### Task statement
Extract all lines in the data that contain the word "page".

+ + + + + + +

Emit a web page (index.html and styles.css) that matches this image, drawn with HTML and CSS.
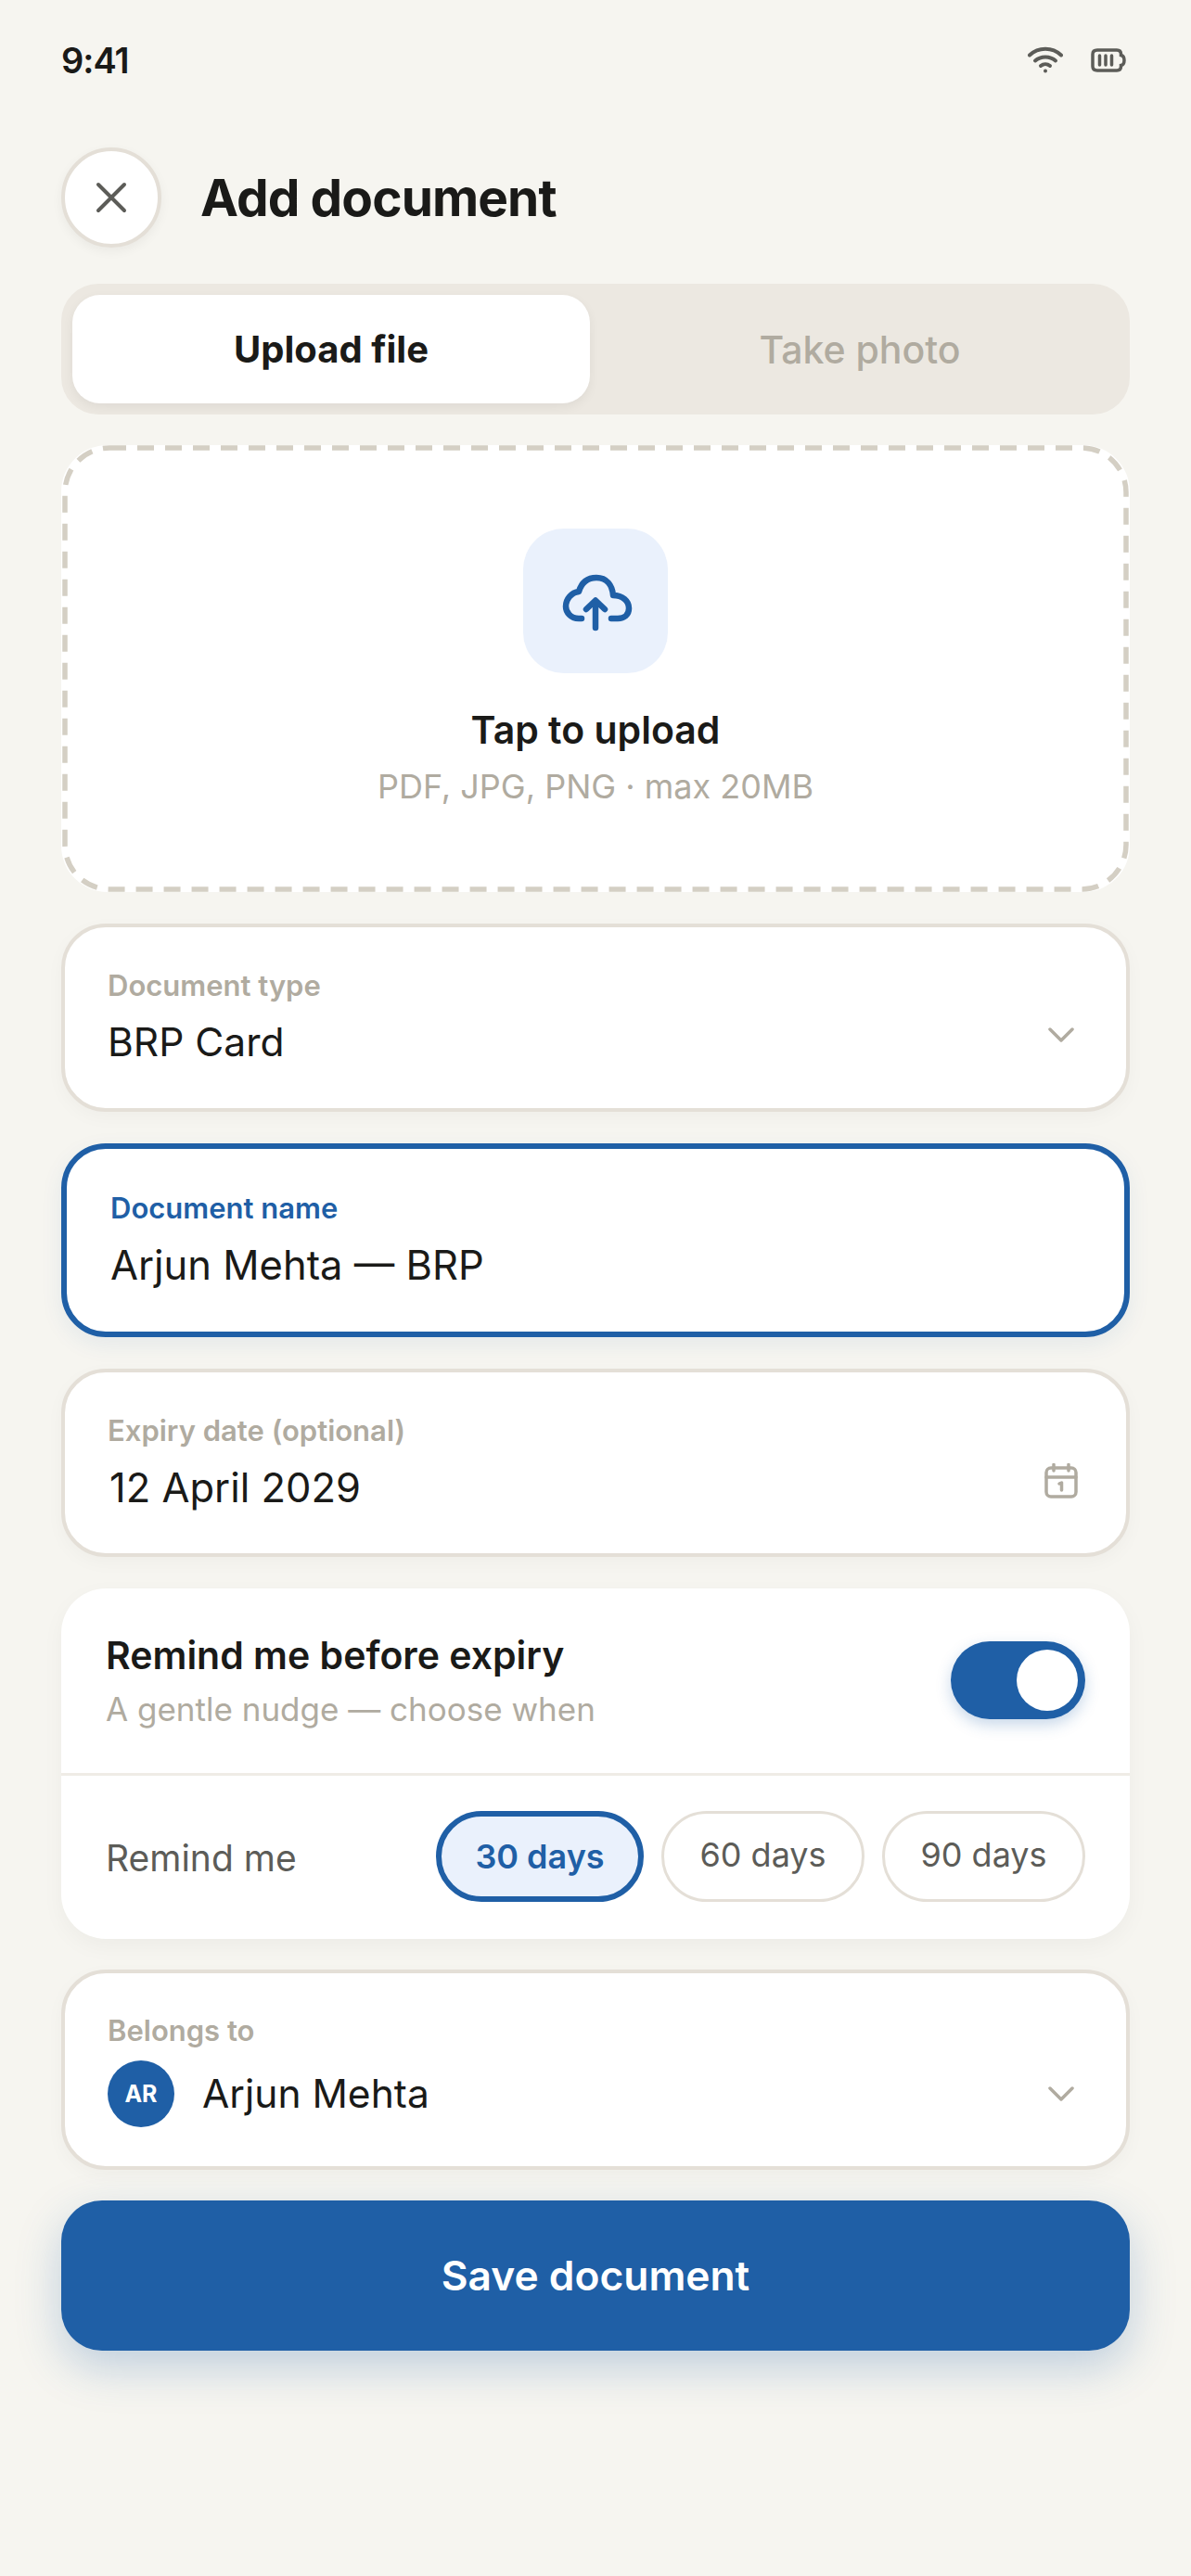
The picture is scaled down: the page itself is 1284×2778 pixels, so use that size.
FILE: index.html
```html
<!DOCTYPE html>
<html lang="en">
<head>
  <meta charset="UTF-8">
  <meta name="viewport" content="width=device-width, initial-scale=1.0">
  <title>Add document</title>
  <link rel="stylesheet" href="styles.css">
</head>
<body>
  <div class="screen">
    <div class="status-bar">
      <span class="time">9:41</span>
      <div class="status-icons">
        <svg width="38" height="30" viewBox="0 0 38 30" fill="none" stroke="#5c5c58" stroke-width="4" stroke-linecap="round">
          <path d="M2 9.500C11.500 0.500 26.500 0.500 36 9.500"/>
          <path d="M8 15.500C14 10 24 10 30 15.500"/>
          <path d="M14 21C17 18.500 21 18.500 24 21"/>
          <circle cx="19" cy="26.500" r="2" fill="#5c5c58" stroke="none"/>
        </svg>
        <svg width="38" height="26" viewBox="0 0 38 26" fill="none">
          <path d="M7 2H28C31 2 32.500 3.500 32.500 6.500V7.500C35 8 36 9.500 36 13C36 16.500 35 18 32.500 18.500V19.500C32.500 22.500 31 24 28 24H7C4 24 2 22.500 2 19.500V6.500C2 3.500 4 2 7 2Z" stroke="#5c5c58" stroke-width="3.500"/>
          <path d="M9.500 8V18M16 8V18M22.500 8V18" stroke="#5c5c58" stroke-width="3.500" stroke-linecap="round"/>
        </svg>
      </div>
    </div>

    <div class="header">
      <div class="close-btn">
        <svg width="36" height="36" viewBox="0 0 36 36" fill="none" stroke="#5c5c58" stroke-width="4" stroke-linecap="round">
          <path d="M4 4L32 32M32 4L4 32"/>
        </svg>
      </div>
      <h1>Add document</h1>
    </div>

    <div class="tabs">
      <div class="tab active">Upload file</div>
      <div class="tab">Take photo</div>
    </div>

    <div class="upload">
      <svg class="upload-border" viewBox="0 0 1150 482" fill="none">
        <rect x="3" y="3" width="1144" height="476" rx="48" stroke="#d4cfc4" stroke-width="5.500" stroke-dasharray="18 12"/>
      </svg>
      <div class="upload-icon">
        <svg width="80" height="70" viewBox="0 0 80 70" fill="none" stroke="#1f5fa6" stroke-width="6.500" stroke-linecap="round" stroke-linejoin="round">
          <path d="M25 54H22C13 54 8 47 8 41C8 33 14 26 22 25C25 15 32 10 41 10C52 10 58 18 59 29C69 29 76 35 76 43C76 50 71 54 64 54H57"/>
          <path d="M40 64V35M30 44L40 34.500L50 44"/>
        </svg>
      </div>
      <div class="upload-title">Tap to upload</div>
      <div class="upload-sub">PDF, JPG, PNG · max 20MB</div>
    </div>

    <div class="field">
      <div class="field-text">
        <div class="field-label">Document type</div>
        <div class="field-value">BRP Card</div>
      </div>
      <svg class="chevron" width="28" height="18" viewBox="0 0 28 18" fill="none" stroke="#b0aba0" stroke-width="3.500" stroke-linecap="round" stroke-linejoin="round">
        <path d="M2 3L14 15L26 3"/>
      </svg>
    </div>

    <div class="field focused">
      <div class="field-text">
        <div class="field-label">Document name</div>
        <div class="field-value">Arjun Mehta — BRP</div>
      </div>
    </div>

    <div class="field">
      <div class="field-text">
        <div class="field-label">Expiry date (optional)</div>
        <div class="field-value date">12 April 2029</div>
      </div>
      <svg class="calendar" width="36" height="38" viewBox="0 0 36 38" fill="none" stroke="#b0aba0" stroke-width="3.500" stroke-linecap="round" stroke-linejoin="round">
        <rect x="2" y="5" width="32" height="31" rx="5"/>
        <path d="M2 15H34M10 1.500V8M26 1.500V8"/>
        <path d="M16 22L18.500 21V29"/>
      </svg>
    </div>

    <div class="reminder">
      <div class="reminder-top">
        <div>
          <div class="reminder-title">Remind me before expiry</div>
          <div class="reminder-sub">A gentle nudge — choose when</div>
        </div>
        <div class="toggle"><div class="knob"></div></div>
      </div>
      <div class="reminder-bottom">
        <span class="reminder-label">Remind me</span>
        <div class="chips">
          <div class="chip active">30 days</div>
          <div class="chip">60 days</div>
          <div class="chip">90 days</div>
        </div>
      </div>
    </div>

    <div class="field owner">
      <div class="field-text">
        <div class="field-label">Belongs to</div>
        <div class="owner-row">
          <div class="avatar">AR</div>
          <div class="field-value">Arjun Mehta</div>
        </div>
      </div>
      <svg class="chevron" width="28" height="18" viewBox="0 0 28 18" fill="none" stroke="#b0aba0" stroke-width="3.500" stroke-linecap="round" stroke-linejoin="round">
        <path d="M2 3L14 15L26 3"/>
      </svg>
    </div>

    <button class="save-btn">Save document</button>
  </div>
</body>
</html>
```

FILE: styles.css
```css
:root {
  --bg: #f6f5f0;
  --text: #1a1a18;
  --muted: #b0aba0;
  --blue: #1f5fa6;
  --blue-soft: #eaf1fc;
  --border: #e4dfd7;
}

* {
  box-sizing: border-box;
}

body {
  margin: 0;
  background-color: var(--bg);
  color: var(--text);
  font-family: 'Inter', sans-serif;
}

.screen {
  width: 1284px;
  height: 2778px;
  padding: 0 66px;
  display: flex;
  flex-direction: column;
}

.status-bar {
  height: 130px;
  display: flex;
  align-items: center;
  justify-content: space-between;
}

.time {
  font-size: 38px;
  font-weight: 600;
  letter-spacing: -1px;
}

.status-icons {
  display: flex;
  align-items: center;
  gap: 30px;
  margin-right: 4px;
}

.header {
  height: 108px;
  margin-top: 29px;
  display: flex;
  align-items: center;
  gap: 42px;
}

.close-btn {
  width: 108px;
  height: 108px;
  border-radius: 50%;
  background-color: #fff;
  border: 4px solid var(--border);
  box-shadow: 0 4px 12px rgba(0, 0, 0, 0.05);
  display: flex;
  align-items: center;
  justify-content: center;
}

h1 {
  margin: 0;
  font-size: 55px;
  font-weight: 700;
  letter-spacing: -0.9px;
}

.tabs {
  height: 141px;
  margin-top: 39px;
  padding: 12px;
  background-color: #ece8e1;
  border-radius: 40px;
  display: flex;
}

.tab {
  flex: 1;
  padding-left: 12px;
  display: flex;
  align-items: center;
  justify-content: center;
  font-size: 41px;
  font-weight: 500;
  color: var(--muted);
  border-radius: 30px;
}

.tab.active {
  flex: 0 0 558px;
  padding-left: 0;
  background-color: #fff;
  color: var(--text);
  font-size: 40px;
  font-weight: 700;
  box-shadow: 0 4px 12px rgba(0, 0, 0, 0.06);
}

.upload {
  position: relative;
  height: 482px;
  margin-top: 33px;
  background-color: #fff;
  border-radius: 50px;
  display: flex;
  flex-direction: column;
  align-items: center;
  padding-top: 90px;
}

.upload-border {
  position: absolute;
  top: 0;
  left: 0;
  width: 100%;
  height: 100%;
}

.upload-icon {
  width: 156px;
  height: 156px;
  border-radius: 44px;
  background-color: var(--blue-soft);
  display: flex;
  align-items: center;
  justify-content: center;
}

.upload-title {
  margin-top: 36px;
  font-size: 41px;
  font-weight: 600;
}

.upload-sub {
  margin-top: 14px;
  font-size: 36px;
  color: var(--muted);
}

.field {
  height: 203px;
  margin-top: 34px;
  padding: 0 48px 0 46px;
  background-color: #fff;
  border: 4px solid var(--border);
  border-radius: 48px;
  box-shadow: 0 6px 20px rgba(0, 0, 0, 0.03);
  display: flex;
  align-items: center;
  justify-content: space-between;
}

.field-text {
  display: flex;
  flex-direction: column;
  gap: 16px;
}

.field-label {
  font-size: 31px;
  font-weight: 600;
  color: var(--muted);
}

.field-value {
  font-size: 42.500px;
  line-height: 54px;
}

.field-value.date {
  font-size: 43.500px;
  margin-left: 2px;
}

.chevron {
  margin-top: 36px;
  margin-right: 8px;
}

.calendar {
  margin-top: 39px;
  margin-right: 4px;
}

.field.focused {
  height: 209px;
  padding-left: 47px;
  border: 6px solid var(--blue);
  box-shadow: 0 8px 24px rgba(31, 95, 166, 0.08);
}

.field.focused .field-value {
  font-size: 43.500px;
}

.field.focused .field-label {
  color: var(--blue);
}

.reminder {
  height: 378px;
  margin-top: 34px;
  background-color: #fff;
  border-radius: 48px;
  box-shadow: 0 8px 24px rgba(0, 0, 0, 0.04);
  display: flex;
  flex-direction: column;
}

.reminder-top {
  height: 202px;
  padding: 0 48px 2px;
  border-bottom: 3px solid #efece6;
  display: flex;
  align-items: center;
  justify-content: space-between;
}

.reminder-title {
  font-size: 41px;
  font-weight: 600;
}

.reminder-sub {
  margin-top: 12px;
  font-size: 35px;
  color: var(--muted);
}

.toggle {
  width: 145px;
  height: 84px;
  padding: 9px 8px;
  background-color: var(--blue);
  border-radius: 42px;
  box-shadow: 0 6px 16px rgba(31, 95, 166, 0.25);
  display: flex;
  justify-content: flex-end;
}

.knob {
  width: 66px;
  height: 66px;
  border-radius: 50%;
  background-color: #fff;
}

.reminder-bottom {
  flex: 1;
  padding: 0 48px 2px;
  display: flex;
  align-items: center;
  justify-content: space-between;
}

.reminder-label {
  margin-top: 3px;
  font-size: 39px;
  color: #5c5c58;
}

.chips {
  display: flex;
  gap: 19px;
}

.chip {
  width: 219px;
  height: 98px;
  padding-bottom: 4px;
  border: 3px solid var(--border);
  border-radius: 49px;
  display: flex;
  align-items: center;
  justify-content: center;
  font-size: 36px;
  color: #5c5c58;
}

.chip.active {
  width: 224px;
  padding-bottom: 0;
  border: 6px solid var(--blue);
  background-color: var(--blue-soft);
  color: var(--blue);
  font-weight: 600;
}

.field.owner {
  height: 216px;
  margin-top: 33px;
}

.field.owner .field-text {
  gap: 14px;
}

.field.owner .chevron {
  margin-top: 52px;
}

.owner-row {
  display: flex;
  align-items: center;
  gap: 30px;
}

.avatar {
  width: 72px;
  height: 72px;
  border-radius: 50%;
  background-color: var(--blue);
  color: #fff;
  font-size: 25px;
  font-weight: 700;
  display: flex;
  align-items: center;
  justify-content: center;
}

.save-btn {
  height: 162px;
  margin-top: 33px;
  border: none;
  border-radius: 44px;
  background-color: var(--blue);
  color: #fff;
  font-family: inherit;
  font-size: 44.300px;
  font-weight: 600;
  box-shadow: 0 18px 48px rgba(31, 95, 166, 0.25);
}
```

+ + + + + + +

### The result
Emit a web page (index.html and styles.css) that matches this image, drawn with HTML and CSS.
The picture is scaled down: the page itself is 1284×2778 pixels, so use that size.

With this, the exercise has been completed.